X-Git-Url: http://git.ozo.com/?a=commitdiff_plain;h=df658c3284c02b31a0e3055f61b0e4483dd8b104;p=rawdog%2F.git

Work with feedparser's new module structure.

rawdog needs access to some of feedparser's internals; the locations of
these have changed after the 5.2 release.
---

diff --git a/NEWS b/NEWS
index adf75b6..5da3af2 100644
--- a/NEWS
+++ b/NEWS
@@ -16,6 +16,10 @@ trying to change it, override the corresponding options explicitly.

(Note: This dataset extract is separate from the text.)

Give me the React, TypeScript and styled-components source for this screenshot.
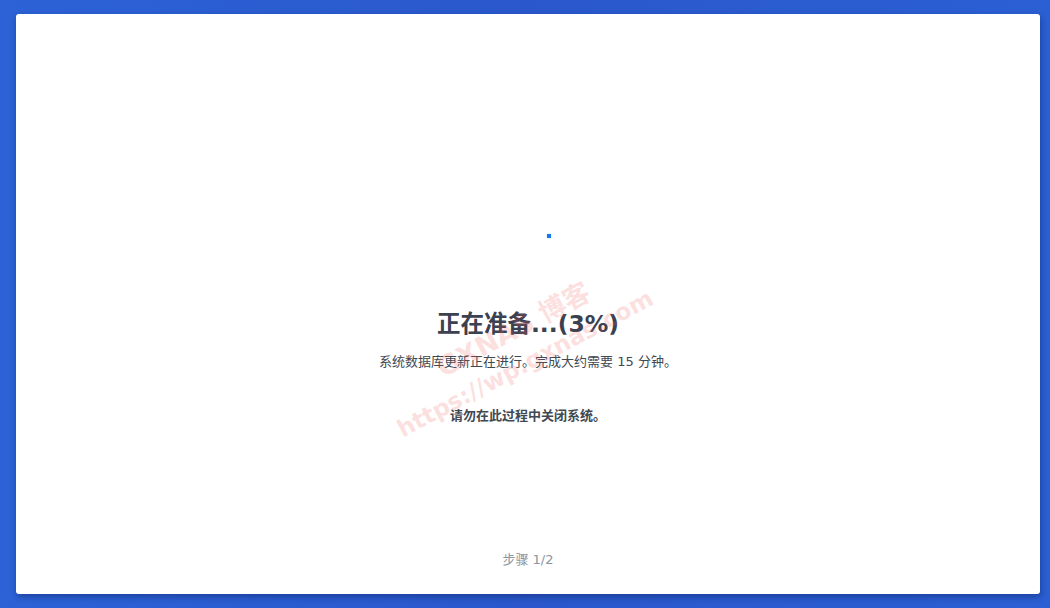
import React from "react";
import styled, { createGlobalStyle } from "styled-components";

const GlobalStyle = createGlobalStyle`
  html, body {
    margin: 0;
    padding: 0;
    width: 1050px;
    height: 608px;
    overflow: hidden;
  }
  body {
    background: linear-gradient(90deg, #2c62d6 0%, #2a58cc 50%, #2b5fd3 100%);
    font-family: "DejaVu Sans", "Noto Sans CJK SC", sans-serif;
  }
`;

const Screen = styled.div`
  box-sizing: border-box;
  width: 1050px;
  height: 608px;
  padding: 14px 10px 14px 16px;
  display: flex;
`;

const Card = styled.div`
  position: relative;
  flex: 1;
  background: #ffffff;
  border-radius: 3px;
  box-shadow: 1px 3px 6px rgba(10, 30, 90, 0.45);
  display: flex;
  flex-direction: column;
  align-items: center;
  overflow: hidden;
`;

const Main = styled.div`
  flex: 1;
  display: flex;
  flex-direction: column;
  align-items: center;
  padding-top: 220px;
`;

const Spinner = styled.div`
  width: 4px;
  height: 4px;
  margin-left: 42px;
  background: #1779e6;
  box-shadow: 0 0 2px rgba(23, 121, 230, 0.4);
`;

const Title = styled.h1`
  margin: 70px 0 0;
  font-size: 23.5px;
  line-height: 32px;
  font-weight: bold;
  color: #3b4150;
`;

const Text = styled.p<{ $bold?: boolean; $gap: number }>`
  margin: ${(p) => p.$gap}px 0 0;
  font-size: 13px;
  line-height: 20px;
  font-weight: ${(p) => (p.$bold ? "bold" : "normal")};
  color: #414852;
`;

const Footer = styled.div`
  padding-bottom: 24px;
  font-size: 13px;
  line-height: 20px;
  color: #8c95a0;
`;

const Watermark = styled.div`
  position: absolute;
  left: 358px;
  top: 370px;
  transform: rotate(-28deg);
  transform-origin: left top;
  display: flex;
  flex-direction: column;
  align-items: flex-start;
  font-family: "DejaVu Sans", "Noto Sans CJK SC", sans-serif;
  font-weight: bold;
  color: rgba(240, 90, 90, 0.2);
  pointer-events: none;
  white-space: nowrap;
`;

const WatermarkLine = styled.span<{ $indent: number; $size: number; $lh: number }>`
  margin-left: ${(p) => p.$indent}px;
  font-size: ${(p) => p.$size}px;
  line-height: ${(p) => p.$lh}px;
`;

export default function App() {
  return (
    <>
      <GlobalStyle />
      <Screen>
        <Card>
          <Main>
            <Spinner />
            <Title>正在准备...(3%)</Title>
            <Text $gap={12}>系统数据库更新正在进行。完成大约需要 15 分钟。</Text>
            <Text $gap={34} $bold>
              请勿在此过程中关闭系统。
            </Text>
          </Main>
          <Footer>步骤 1/2</Footer>
          <Watermark>
            <WatermarkLine $indent={64} $size={27} $lh={36}>
              GXNAS 博客
            </WatermarkLine>
            <WatermarkLine $indent={0} $size={23.5} $lh={34}>
              https://wp.gxnas.com
            </WatermarkLine>
          </Watermark>
        </Card>
      </Screen>
    </>
  );
}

 The meaning of tidylib's wrap option has also changed, so set a sensible
 default value.
 
+Support the current development version of feedparser (which will
+presumably be the 5.3 release eventually), which has been restructured
+into multiple modules.
+
 - rawdog 2.22
 
 When handling an HTTP 301 redirect response, check whether the new
diff --git a/rawdoglib/rawdog.py b/rawdoglib/rawdog.py
index 10a5535..23568ab 100644
--- a/rawdoglib/rawdog.py
+++ b/rawdoglib/rawdog.py
@@ -53,15 +53,15 @@ try:
 except:
 	mxtidy = None
 
-# Turn off content-cleaning, since we want to see an approximation to the
-# original content for hashing. rawdog will sanitise HTML when writing.
-feedparser.RESOLVE_RELATIVE_URIS = 0
-feedparser.SANITIZE_HTML = 0
-
-# Disable microformat support, because it tends to return poor-quality data
-# (e.g. identifying inappropriate things as enclosures), and it relies on
-# BeautifulSoup which is unable to parse many feeds.

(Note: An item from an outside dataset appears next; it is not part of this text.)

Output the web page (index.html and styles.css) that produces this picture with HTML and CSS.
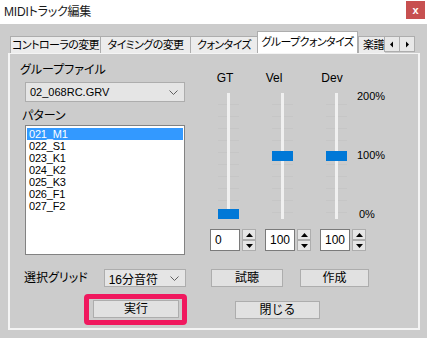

-feedparser.PARSE_MICROFORMATS = 0
+# The sanitisation code was restructured in feedparser 5.3.
+try:
+	_resolveRelativeURIs = feedparser.urls._resolveRelativeURIs
+except AttributeError:
+	_resolveRelativeURIs = feedparser._resolveRelativeURIs
+try:
+	_HTMLSanitizer = feedparser.sanitizer._HTMLSanitizer
+except AttributeError:
+	_HTMLSanitizer = feedparser._HTMLSanitizer
 
 # This is initialised in main().
 persister = None
@@ -119,8 +119,8 @@ def sanitise_html(html, baseurl, inline, config):
 	# "<!doctype html!>"); just remove them all.

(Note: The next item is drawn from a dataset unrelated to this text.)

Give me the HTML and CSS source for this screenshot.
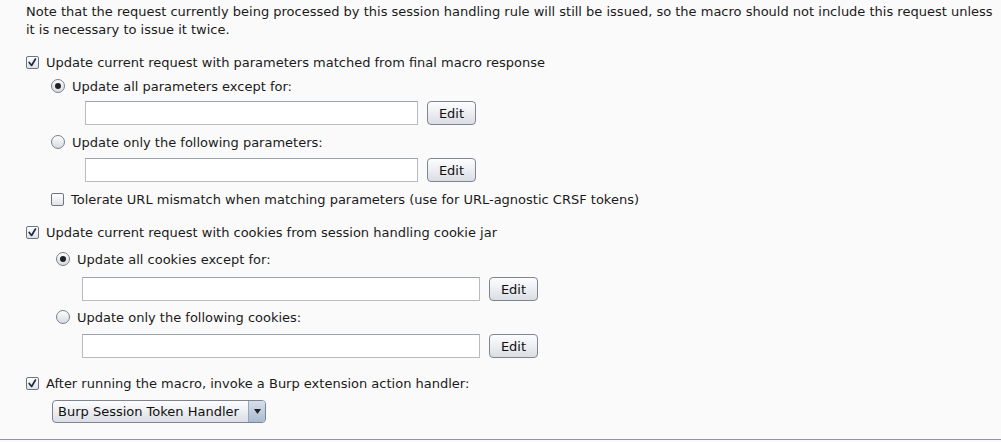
FILE: index.html
```html
<!DOCTYPE html>
<html>
<head>
<meta charset="utf-8">
<link rel="stylesheet" href="styles.css">
</head>
<body>
<div class="panel">
  <p class="note">Note that the request currently being processed by this session handling rule will still be issued, so the macro should not include this request unless it is necessary to issue it twice.</p>

  <div class="row cb1"><span class="check on"><svg viewBox="0 0 13 13"><path d="M2.6 6.4 L5.4 10 L10 2.4" fill="none" stroke="#1e2a40" stroke-width="2" stroke-linecap="round" stroke-linejoin="round"/></svg></span><span>Update current request with parameters matched from final macro response</span></div>

  <div class="row indent1 r1"><span class="radio on"></span><span>Update all parameters except for:</span></div>
  <div class="field-row indent2 f1"><span class="field w1"></span><span class="btn">Edit</span></div>

  <div class="row indent1 r2"><span class="radio"></span><span>Update only the following parameters:</span></div>
  <div class="field-row indent2 f2"><span class="field w1"></span><span class="btn">Edit</span></div>

  <div class="row indent1 tol"><span class="check"></span><span>Tolerate URL mismatch when matching parameters (use for URL-agnostic CRSF tokens)</span></div>

  <div class="row cb2"><span class="check on"><svg viewBox="0 0 13 13"><path d="M2.6 6.4 L5.4 10 L10 2.4" fill="none" stroke="#1e2a40" stroke-width="2" stroke-linecap="round" stroke-linejoin="round"/></svg></span><span>Update current request with cookies from session handling cookie jar</span></div>

  <div class="row indent3 r3"><span class="radio on"></span><span>Update all cookies except for:</span></div>
  <div class="field-row indent4 f3"><span class="field w2"></span><span class="btn">Edit</span></div>

  <div class="row indent3 r4"><span class="radio"></span><span>Update only the following cookies:</span></div>
  <div class="field-row indent4 f4"><span class="field w2"></span><span class="btn">Edit</span></div>

  <div class="row cb3"><span class="check on"><svg viewBox="0 0 13 13"><path d="M2.6 6.4 L5.4 10 L10 2.4" fill="none" stroke="#1e2a40" stroke-width="2" stroke-linecap="round" stroke-linejoin="round"/></svg></span><span>After running the macro, invoke a Burp extension action handler:</span></div>

  <div class="combo-row indent5"><div class="combo"><span class="combo-text">Burp Session Token Handler</span><span class="combo-arrow"><svg viewBox="0 0 7 5" width="7" height="5"><path d="M0 0 H7 L3.5 5 Z" fill="#222"/></svg></span></div></div>
</div>
<div class="bottom-line"></div>
</body>
</html>
```

FILE: styles.css
```css
html, body {
  margin: 0;
  padding: 0;
  background: #fafafa;
}
body {
  width: 1001px;
  height: 442px;
  overflow: hidden;
  font-family: "DejaVu Sans", sans-serif;
  font-size: 13px;
  color: #1a1a1a;
  display: flex;
  flex-direction: column;
}
.panel {
  padding: 3px 0 0 26px;
  height: 439px;
  box-sizing: border-box;
  display: flex;
  flex-direction: column;
}
.note {
  margin: 0;
  line-height: 18px;
  width: 970px;
}
.row {
  display: flex;
  align-items: center;
  height: 20px;
  gap: 7px;
}
.field-row {
  display: flex;
  align-items: center;
  height: 24px;
  gap: 9px;
}
.indent1 { padding-left: 25px; }
.indent2 { padding-left: 59px; }
.indent3 { padding-left: 30px; }
.indent4 { padding-left: 56px; }
.indent5 { padding-left: 26px; }

.cb1 { margin-top: 13px; }
.r1 { margin-top: 4px; }
.f1 { margin-top: 5px; }
.r2 { margin-top: 7px; }
.f2 { margin-top: 6px; }
.tol { margin-top: 7px; }
.cb2 { margin-top: 13px; }
.r3 { margin-top: 7px; }
.f3 { margin-top: 8px; }
.r4 { margin-top: 6px; }
.f4 { margin-top: 7px; }
.cb3 { margin-top: 15px; }
.combo-row { margin-top: 7px; display: flex; }

.check {
  width: 13px;
  height: 13px;
  box-sizing: border-box;
  border: 1px solid #6f747c;
  border-radius: 2px;
  background: linear-gradient(#ffffff, #dfe2e8);
  display: inline-flex;
  flex: none;
}
.check svg { width: 11px; height: 11px; display: block; }
.radio {
  width: 14px;
  height: 14px;
  box-sizing: border-box;
  border: 1px solid #7a7f87;
  border-radius: 50%;
  background: linear-gradient(#fdfdfd, #d7dae0);
  display: inline-flex;
  align-items: center;
  justify-content: center;
  flex: none;
}
.radio.on::after {
  content: "";
  width: 6px;
  height: 6px;
  border-radius: 50%;
  background: #1f2124;
}
.field {
  height: 24px;
  box-sizing: border-box;
  border: 1px solid #b8bcc2;
  border-top-color: #9ea3aa;
  background: #ffffff;
  display: block;
}
.w1 { width: 333px; }
.w2 { width: 398px; }
.btn {
  width: 49px;
  height: 24px;
  box-sizing: border-box;
  border: 1px solid #80868f;
  border-radius: 4px;
  background: linear-gradient(#fdfdfe, #eceef2 50%, #dadde4);
  display: flex;
  align-items: center;
  justify-content: center;
  color: #111;
}
.combo {
  width: 214px;
  height: 23px;
  box-sizing: border-box;
  border: 1px solid #7d848f;
  border-radius: 4px;
  background: linear-gradient(#fdfdfe, #eceef2 50%, #dadde4);
  display: flex;
  align-items: stretch;
  overflow: hidden;
}
.combo-text {
  flex: 1;
  display: flex;
  align-items: center;
  padding-left: 5px;
  color: #111;
}
.combo-arrow {
  width: 16px;
  border-left: 1px solid #9aa6b6;
  background: linear-gradient(#d6dfeb, #a9bbd0);
  display: flex;
  align-items: center;
  justify-content: center;
}
.bottom-line {
  height: 1px;
  background: #8e97a6;
}
```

 	html = re.sub(r'<![^>]*>', '', html)
 
-	html = feedparser._resolveRelativeURIs(html, baseurl, "UTF-8", type)
-	p = feedparser._HTMLSanitizer("UTF-8", type)
+	html = _resolveRelativeURIs(html, baseurl, "UTF-8", type)
+	p = _HTMLSanitizer("UTF-8", type)
 	p.feed(html)
 	html = p.output()
 
@@ -491,12 +491,29 @@ class Feed:
 		if not ":" in url:
 			url = "file:" + url
 
+		parse_args = {
+			"etag": self.etag,
+			"modified": self.modified,
+			"agent": HTTP_AGENT,
+			"handlers": handlers,
+			}
+		# Turn off content-cleaning, as we need the original content
+		# for hashing and we'll do this ourselves afterwards.
+		if hasattr(feedparser, "api"):
+			# feedparser >= 5.3
+			parse_args["sanitize_html"] = False
+			parse_args["resolve_relative_uris"] = False
+		else:
+			# feedparser < 5.3
+			feedparser.RESOLVE_RELATIVE_URIS = 0
+			feedparser.SANITIZE_HTML = 0
+			# Microformat support (removed in 5.3) tends to return
+			# poor-quality data, and relies on BeautifulSoup which
+			# is unable to parse many feeds.
+			feedparser.PARSE_MICROFORMATS = 0
+
 		try:
-			result = feedparser.parse(url,
-				etag=self.etag,
-				modified=self.modified,
-				agent=HTTP_AGENT,
-				handlers=handlers)
+			result = feedparser.parse(url, **parse_args)
 		except Exception, e:
 			result = {
 				"rawdog_exception": e,